Policy Analysis using Synthetic Controls in Continuous-Time

Authors: Alexis Bellot, Mihaela van der Schaar

ICML 2021 | Conference PDF | Archive PDF | Plain Text | LLM Run Details

Reproducibility Variable Result LLM Response
Research Type Experimental In this section we experiment with synthetic data from Lorenz s chaotic dynamical system and discuss 2 studies that have received attention in the public policy literature. Evaluation metric. In all experiments, we report mean and standard deviations of the control estimation error... Performance results, as well as an illustration of control paths is given in Figure 2. Continuous-time synthetic controls outperform every other model considered...
Researcher Affiliation Academia 1University of Cambridge, UK 2Alan Turing Institute, UK 3University of California Los Angeles, USA. Correspondence to: Alexis Bellot <alexis.b11@hotmail.com>.
Pseudocode No The paper describes an algorithm in Section 3.2, but it is presented as a textual description of steps rather than structured pseudocode or an algorithm block.
Open Source Code No 2Our implementation will be made available upon acceptance.
Open Datasets Yes We focus on one country, Spain. The data consists of yearly current account figures from 1980 to 2010 for Spain as well as 15 other countries outside the Eurozone, as collected by David Hope in (Hope, 2016).

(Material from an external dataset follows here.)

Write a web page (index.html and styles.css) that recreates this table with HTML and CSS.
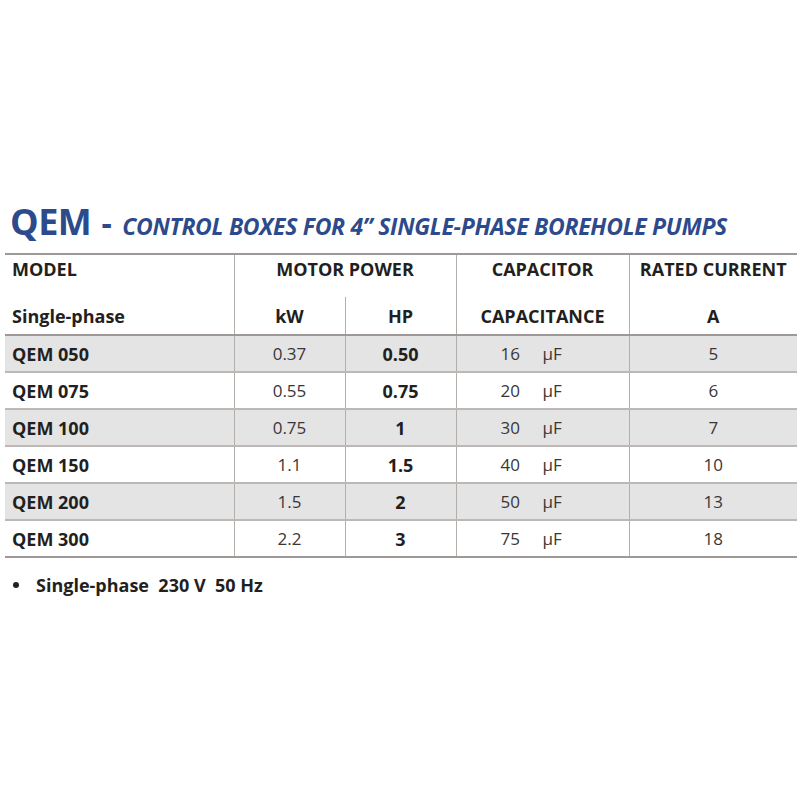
FILE: index.html
```html
<!DOCTYPE html>
<html>
<head>
<meta charset="utf-8">
<link rel="stylesheet" href="styles.css">
</head>
<body>
<div class="page">
  <h1 class="title"><span class="big">QEM</span> <span class="dash">-</span> <span class="sub">CONTROL BOXES FOR 4” SINGLE-PHASE BOREHOLE PUMPS</span></h1>
  <table class="spec">
    <colgroup>
      <col class="c-model"><col class="c-kw"><col class="c-hp"><col class="c-cap"><col class="c-cur">
    </colgroup>
    <thead>
      <tr class="h1">
        <th class="left">MODEL</th>
        <th colspan="2">MOTOR POWER</th>
        <th>CAPACITOR</th>
        <th>RATED CURRENT</th>
      </tr>
      <tr class="h2">
        <th class="left">Single-phase</th>
        <th>kW</th>
        <th>HP</th>
        <th>CAPACITANCE</th>
        <th>A</th>
      </tr>
    </thead>
    <tbody>
      <tr class="shade"><td class="model">QEM 050</td><td class="reg">0.37</td><td class="bold">0.50</td><td class="cap"><span class="num">16</span><span class="unit">μF</span></td><td class="reg">5</td></tr>
      <tr><td class="model">QEM 075</td><td class="reg">0.55</td><td class="bold">0.75</td><td class="cap"><span class="num">20</span><span class="unit">μF</span></td><td class="reg">6</td></tr>
      <tr class="shade"><td class="model">QEM 100</td><td class="reg">0.75</td><td class="bold">1</td><td class="cap"><span class="num">30</span><span class="unit">μF</span></td><td class="reg">7</td></tr>
      <tr><td class="model">QEM 150</td><td class="reg">1.1</td><td class="bold">1.5</td><td class="cap"><span class="num">40</span><span class="unit">μF</span></td><td class="reg">10</td></tr>
      <tr class="shade"><td class="model">QEM 200</td><td class="reg">1.5</td><td class="bold">2</td><td class="cap"><span class="num">50</span><span class="unit">μF</span></td><td class="reg">13</td></tr>
      <tr class="last"><td class="model">QEM 300</td><td class="reg">2.2</td><td class="bold">3</td><td class="cap"><span class="num">75</span><span class="unit">μF</span></td><td class="reg">18</td></tr>
    </tbody>
  </table>
  <div class="note"><span class="bullet"></span><span>Single-phase&nbsp; 230 V&nbsp; 50 Hz</span></div>
</div>
</body>
</html>
```

FILE: styles.css
```css
html, body {
  margin: 0;
  padding: 0;
  background: #ffffff;
}
.page {
  width: 800px;
  height: 800px;
  padding-top: 198px;
  box-sizing: border-box;
  font-family: "Open Sans", "Liberation Sans", sans-serif;
  color: #231f20;
}
.title {
  margin: 0 0 0 10px;
  height: 55px;
  line-height: 48px;
  font-weight: 700;
  color: #2c4a8c;
  white-space: nowrap;
}
.title .big {
  font-size: 36px;
  letter-spacing: -0.5px;
}
.title .dash {
  font-size: 32px;
  margin-left: 2px;
}
.title .sub {
  font-size: 23px;
  font-style: italic;
  letter-spacing: -0.3px;
  margin-left: 2px;
}
.spec {
  margin-left: 5px;
  width: 792px;
  border-collapse: collapse;
  table-layout: fixed;
  border-top: 2px solid #9e9896;
  border-bottom: 2px solid #9e9896;
}
.c-model { width: 229px; }
.c-kw { width: 111px; }
.c-hp { width: 111px; }
.c-cap { width: 173px; }
.c-cur { width: 168px; }
th, td {
  padding: 0;
  text-align: center;
  border-left: 1px solid #b3adab;
  font-size: 18px;
}
th:first-child, td:first-child {
  border-left: none;
}
th {
  font-weight: 700;
  color: #231f20;
}
th.left {
  text-align: left;
  padding-left: 7px;
}
.h1 th {
  height: 43px;
  vertical-align: top;
  padding-top: 1px;
  line-height: 26px;
  box-sizing: border-box;
}
.h2 th {
  height: 38px;
  line-height: 26px;
  vertical-align: middle;
  padding-top: 0;
  box-sizing: border-box;
  border-bottom: 2px solid #9e9896;
}
.h1 th:first-child, .h2 th:first-child {
  border-right: 1px solid #b3adab;
}
.h2 th:nth-child(3) {
  border-left: 1px solid #b3adab;
}
tbody td {
  height: 37px;
  box-sizing: border-box;
  border-bottom: 2px solid #bdb8b6;
  vertical-align: middle;
  line-height: 24px;
}
tbody tr.last td {
  border-bottom: 2px solid #9e9896;
}
tbody tr.shade td {
  background: #e4e4e4;
}
td.model {
  text-align: left;
  padding-left: 7px;
  font-weight: 700;
  color: #231f20;
}
td.reg {
  font-weight: 400;
  font-size: 17px;
  color: #3a3637;
}
td.bold {
  font-weight: 700;
  color: #231f20;
}
td.cap {
  text-align: left;
  padding-left: 44px;
  font-size: 17px;
  color: #3a3637;
}
.cap .num {
  display: inline-block;
  width: 42px;
}
.note {
  display: flex;
  align-items: center;
  margin: 15px 0 0 13px;
  font-size: 18px;
  font-weight: 700;
  color: #231f20;
}
.bullet {
  width: 6px;
  height: 6px;
  border-radius: 50%;
  background: #231f20;
  margin-right: 17px;
}
```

We follow the experiment by (Abadie et al., 2010) and use annual state-level panel data for the period 1970-2000, giving us 19 years of pre-intervention cigarette sales data.
Dataset Splits No The paper states 'Performance is computed on a held-out segment of the data' for evaluation, and mentions pre-treatment and post-treatment periods, but does not provide specific details on training, validation, or test dataset splits (e.g., percentages, sample counts, or explicit validation set usage) for reproducibility.
Hardware Specification No The paper does not provide any specific hardware details such as GPU or CPU models, or cloud/cluster specifications used for running its experiments.
Software Dependencies No The paper mentions software components and frameworks like 'Neural CDEs', 'Neural ODE', and 'cubic spline interpolations', but does not provide specific version numbers for any software dependencies needed to replicate the experiment.
Experiment Setup No The paper states 'Precise experimental details including neural network architectures, optimization software, implementation details and data sources may be found in the Appendix.', indicating that these details are not provided within the main body of the paper.